According to the sealing device model, the contact stress of the sealing body is analyzed. The nephogram of the contact stress is shown in Figure 11. In the figures, some of the contact stress levels are relatively higher than others due to the occurrence of self-contact behavior throughout the running process. This results in local stress concentration on the surface of the sealing body. The finite element simulation result is well consistent with the engineering practice.

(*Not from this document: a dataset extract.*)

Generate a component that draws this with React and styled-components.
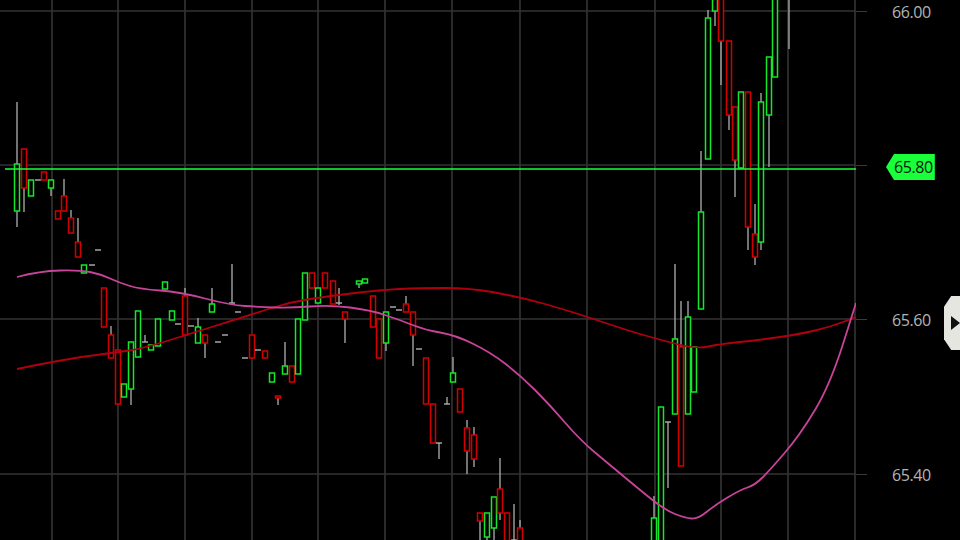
import React from "react";
import styled, { createGlobalStyle } from "styled-components";

const Global = createGlobalStyle`
  html, body { margin: 0; padding: 0; background: #000; }
  #root { width: 960px; height: 540px; }
`;

const Page = styled.div`
  display: flex;
  width: 960px;
  height: 540px;
  background: #000;
  overflow: hidden;
  font-family: "Open Sans", "Liberation Sans", sans-serif;
`;

const Plot = styled.svg`
  flex: 0 0 856px;
  height: 540px;
  display: block;
`;

const Axis = styled.div`
  position: relative;
  flex: 1;
  height: 540px;
`;

const Tick = styled.div`
  position: absolute;
  left: 0;
  width: 11px;
  height: 1px;
  background: #3a3a3a;
`;

const Label = styled.div`
  position: absolute;
  left: 36px;
  font-size: 16px;
  color: #b4b4b4;
  transform: translateY(-50%);
  letter-spacing: -0.4px;
`;

const Badge = styled.div`
  position: absolute;
  left: 30px;
  top: 154px;
  height: 26px;
  padding: 0 2px 0 8px;
  background: #19ff3c;
  color: #0a1a0a;
  font-size: 16px;
  line-height: 26px;
  letter-spacing: -0.4px;
  clip-path: polygon(8px 0, 100% 0, 100% 100%, 8px 100%, 0 50%);
`;

const Scroller = styled.div`
  position: absolute;
  left: 88px;
  top: 296px;
  width: 24px;
  height: 54px;
  background: #e6e6e0;
  clip-path: polygon(30% 0, 100% 0, 100% 100%, 30% 100%, 0 80%, 0 20%);
  &::after {
    content: "";
    position: absolute;
    left: 7px;
    top: 20px;
    border-left: 9px solid #111;
    border-top: 7px solid transparent;
    border-bottom: 7px solid transparent;
  }
`;

const G = "#14e82a", R = "#d40000", D = "#b0b0b0";
const candles = [
  [17,164,211,102,227,G],[24,149,188,149,212,R],[31,180,196,180,196,G],[38,180,180,180,180,D],
  [44,172,180,172,180,R],[51,180,188,180,196,G],[58,211,219,211,219,R],[64,196,211,179,211,R],
  [71,218,233,210,233,R],[78,242,257,218,257,R],[84,265,273,265,273,G],[92,265,265,265,265,D],
  [98,250,250,250,250,D],[104,288,327,288,327,R],[111,335,358,326,358,R],[118,350,404,350,404,R],
  [124,384,397,384,397,G],[131,342,389,342,405,G],[138,311,357,311,357,G],[145,342,342,335,342,D],
  [151,345,350,345,350,G],[158,319,346,319,346,G],[165,282,289,282,289,G],[172,311,320,311,320,G],
  [178,324,324,324,324,D],[185,296,335,288,335,R],[191,326,326,326,326,D],[198,327,343,318,343,G],
  [205,335,343,335,358,R],[212,304,312,288,312,G],[218,342,342,342,342,D],[225,335,335,335,335,D],
  [232,303,303,264,303,D],[238,312,312,312,312,D],[245,358,358,358,358,D],[252,335,358,335,358,R],
  [258,350,350,350,350,D],[265,351,358,351,358,R],[272,373,382,373,382,G],[278,396,396,396,405,R],
  [285,366,374,342,374,G],[292,366,382,366,382,R],[298,319,374,319,374,G],[305,273,320,273,320,G],
  [312,273,288,273,288,R],[318,288,303,288,303,G],[325,273,288,273,288,R],[333,281,304,281,304,R],
  [339,303,303,288,305,D],[345,312,319,312,343,R],[359,281,284,281,288,G],[365,279,283,279,283,G],
  [373,296,327,296,327,R],[379,319,358,319,358,R],[386,312,343,312,351,G],[393,307,307,307,307,D],
  [399,310,310,310,310,D],[406,304,312,296,312,R],[413,312,335,312,366,R],[419,349,349,349,349,D],
  [426,358,404,358,404,R],[433,404,443,404,443,R],[439,443,443,443,459,D],[447,404,404,397,404,D],
  [453,373,382,357,382,G],[460,389,412,389,412,R],[467,428,451,420,474,R],[474,435,459,427,467,R],
  [480,513,521,513,540,R],[487,513,537,513,540,G],[494,497,528,497,540,G],[500,489,513,458,520,R],
  [507,513,545,513,545,R],[514,540,540,504,540,D],[520,528,545,520,545,R],
  [654,518,545,496,545,G],[661,407,545,407,545,G],[668,422,422,422,488,D],[675,339,414,264,414,G],
  [681,347,466,301,466,R],[688,317,414,301,414,G],[694,347,392,347,392,G],[701,212,309,151,309,G],
  [708,18,159,10,159,G],[715,-5,11,-5,26,G],[721,-5,41,-5,85,R],[729,41,115,41,130,R],
  [735,107,160,107,197,R],[741,92,168,92,168,G],[748,92,227,92,250,R],[755,234,257,204,265,R],
  [761,102,242,93,250,G],[769,57,115,57,167,G],[775,-5,77,-5,77,G],[789,-5,-5,-5,49,D],
];

const darkMA = [[17,369],[60,360],[118,352],[140,349],[180,337],[250,315],[290,302],[330,296],[380,290],[420,288],[470,288],[520,297],[570,311],[620,328],[660,340],[697,349],[720,344],[760,340],[800,334],[830,327],[856,317]];
const pinkMA = [[17,277],[40,271],[80,270],[100,274],[120,283],[140,289],[180,292],[230,305],[260,307],[290,308],[330,305],[370,310],[400,320],[425,330],[455,335],[490,352],[520,375],[550,405],[580,440],[610,465],[640,490],[665,510],[685,518],[698,519],[715,505],[740,490],[755,485],[770,470],[800,435],[830,385],[856,303]];

// smooth via quadratic midpoints
const path = (pts) => {
  let d = `M${pts[0][0]} ${pts[0][1]}`;
  for (let i = 1; i < pts.length - 1; i++) {
    const mx = (pts[i][0] + pts[i + 1][0]) / 2, my = (pts[i][1] + pts[i + 1][1]) / 2;
    d += ` Q${pts[i][0]} ${pts[i][1]} ${mx} ${my}`;
  }
  const l = pts[pts.length - 1];
  return d + ` L${l[0]} ${l[1]}`;
};
const vlines = [52,118,185,252,318,385,452,520,587,655,721,788,855];
const hlines = [11,165,319,474];
const labels = [["66.00",11],["65.60",319],["65.40",474]];

export default function App() {
  return (
    <Page>
      <Global />
      <Plot viewBox="0 0 856 540">
        {vlines.map((x) => <line key={x} x1={x} x2={x} y1={0} y2={540} stroke="#3c3c3c" strokeWidth="1.4" />)}
        {hlines.map((y) => <line key={y} x1={0} x2={856} y1={y} y2={y} stroke="#333" strokeWidth="1.4" />)}
        {candles.map(([x, bt, bb, wt, wb, c], i) => (
          <g key={i}>
            {wt < bt && <line x1={x} x2={x} y1={wt} y2={bt} stroke={D} strokeWidth="1.3" />}
            {wb > bb && <line x1={x} x2={x} y1={bb} y2={wb} stroke={D} strokeWidth="1.3" />}
            {c === D ? (
              <line x1={x - 3} x2={x + 3} y1={bt} y2={bt} stroke={D} strokeWidth="1.4" />
            ) : (
              <rect x={x - 2.5} y={bt} width={5} height={Math.max(bb - bt, 2)} fill="#000" stroke={c} strokeWidth="1.5" />
            )}
          </g>
        ))}
        <line x1={5} x2={856} y1={169} y2={169} stroke="#19ff3c" strokeWidth="1.4" />
        <path d={path(darkMA)} fill="none" stroke="#b00010" strokeWidth="1.8" />
        <path d={path(pinkMA)} fill="none" stroke="#c8449a" strokeWidth="1.8" />
      </Plot>
      <Axis>
        {hlines.map((y) => <Tick key={y} style={{ top: y }} />)}
        {labels.map(([t, y]) => <Label key={t} style={{ top: y + 1 }}>{t}</Label>)}
        <Badge>65.80</Badge>
        <Scroller />
      </Axis>
    </Page>
  );
}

According to the contact stress at the 12 flanges of the sealing body, the drive body stroke-contact stress diagram is drawn, as depicted in Figure 12. It is evident that the overall contact stress presents an upward trend. Upon analyzing the sealing point at each position, it is clear that the maximum contact stress exceeds twice the yield stress of the material, hence meeting the requirements of plastic deformation. The reduction in contact stress in some positions is mainly attributed to the increase in the contact area.

6. Conclusions

• A new type of subsea wellhead metal-sealing device is designed, and the physical model of finite element analysis is established to solve and verify the effective stress of the device. Once the sealing device is set, the sealing ring opens and the outer flange contacts with the high-pressure wellhead while the inner flange contacts with the casing hanger. When the driving body sits in the design position, the sealing body flange experiences a quick increase in effective stress to reach 600–700 MPa, causing the sealing body to yield. This is consistent with the metal-sealing principle and ensures effective sealing.

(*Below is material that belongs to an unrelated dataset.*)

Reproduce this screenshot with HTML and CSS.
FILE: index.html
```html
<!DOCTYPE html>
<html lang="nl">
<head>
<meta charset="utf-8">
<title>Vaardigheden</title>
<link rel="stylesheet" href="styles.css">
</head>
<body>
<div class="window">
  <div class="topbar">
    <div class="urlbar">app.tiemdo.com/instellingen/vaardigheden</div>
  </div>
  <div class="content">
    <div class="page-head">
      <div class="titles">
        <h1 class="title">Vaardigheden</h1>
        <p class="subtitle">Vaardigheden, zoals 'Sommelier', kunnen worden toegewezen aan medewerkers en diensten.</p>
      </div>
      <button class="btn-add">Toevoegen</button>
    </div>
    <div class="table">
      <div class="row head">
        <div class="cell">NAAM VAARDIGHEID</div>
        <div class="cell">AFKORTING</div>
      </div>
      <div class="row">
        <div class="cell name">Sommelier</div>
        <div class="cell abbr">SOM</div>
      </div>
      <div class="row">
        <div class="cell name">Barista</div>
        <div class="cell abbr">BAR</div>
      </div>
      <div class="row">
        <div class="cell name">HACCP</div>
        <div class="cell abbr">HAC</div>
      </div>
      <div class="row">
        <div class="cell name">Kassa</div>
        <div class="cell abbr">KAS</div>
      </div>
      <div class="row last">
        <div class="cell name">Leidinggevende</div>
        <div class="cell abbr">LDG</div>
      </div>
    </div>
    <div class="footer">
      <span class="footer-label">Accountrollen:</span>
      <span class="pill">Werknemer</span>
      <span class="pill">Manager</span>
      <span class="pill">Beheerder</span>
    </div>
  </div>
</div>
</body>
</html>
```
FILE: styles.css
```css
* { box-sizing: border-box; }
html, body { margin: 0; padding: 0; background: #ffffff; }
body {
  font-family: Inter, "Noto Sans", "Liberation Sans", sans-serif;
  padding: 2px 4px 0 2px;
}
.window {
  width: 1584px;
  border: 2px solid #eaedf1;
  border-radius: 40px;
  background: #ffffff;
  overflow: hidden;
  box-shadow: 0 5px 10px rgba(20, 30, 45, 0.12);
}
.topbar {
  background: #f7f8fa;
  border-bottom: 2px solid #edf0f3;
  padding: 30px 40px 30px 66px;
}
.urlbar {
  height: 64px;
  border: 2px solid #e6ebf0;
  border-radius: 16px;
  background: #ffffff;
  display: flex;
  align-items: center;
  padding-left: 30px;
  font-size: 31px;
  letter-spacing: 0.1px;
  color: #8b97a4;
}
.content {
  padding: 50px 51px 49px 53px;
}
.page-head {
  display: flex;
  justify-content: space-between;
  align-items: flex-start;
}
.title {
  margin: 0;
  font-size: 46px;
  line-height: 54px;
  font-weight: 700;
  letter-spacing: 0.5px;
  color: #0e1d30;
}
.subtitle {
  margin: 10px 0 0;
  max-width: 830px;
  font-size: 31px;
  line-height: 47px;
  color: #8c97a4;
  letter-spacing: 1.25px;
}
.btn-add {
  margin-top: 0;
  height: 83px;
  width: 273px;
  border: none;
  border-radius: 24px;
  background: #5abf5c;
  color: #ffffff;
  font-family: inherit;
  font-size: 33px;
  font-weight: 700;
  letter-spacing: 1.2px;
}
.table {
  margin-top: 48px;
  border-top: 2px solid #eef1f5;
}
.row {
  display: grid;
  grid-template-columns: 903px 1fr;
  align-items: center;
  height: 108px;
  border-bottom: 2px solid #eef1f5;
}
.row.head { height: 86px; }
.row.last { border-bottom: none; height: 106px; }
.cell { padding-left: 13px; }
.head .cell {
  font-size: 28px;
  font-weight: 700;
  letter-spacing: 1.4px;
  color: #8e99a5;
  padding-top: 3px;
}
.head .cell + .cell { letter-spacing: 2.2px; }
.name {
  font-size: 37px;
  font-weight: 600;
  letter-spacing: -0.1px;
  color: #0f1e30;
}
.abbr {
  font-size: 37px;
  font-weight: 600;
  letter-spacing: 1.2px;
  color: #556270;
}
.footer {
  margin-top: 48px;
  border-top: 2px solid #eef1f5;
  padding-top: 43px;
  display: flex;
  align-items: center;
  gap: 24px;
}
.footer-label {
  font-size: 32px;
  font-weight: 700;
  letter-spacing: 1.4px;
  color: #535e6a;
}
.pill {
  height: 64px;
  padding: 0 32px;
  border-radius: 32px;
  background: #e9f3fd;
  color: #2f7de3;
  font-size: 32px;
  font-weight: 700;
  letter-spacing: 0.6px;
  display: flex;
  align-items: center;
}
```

• The analysis of contact stress at the sealing convex contact point reveals that the contact stress exceeds three times the yield strength of the sealing metal. This realizes the plastic deformation of the sealing body and ensures the sealing effect of the sealing body.
• Due to the plastic deformation of some sealing contacts, the contact stress decreases. Subsequently, the structure of the sealing body can be optimized to ensure the uniform contact stress of the contact points and further ensure the sealing effect.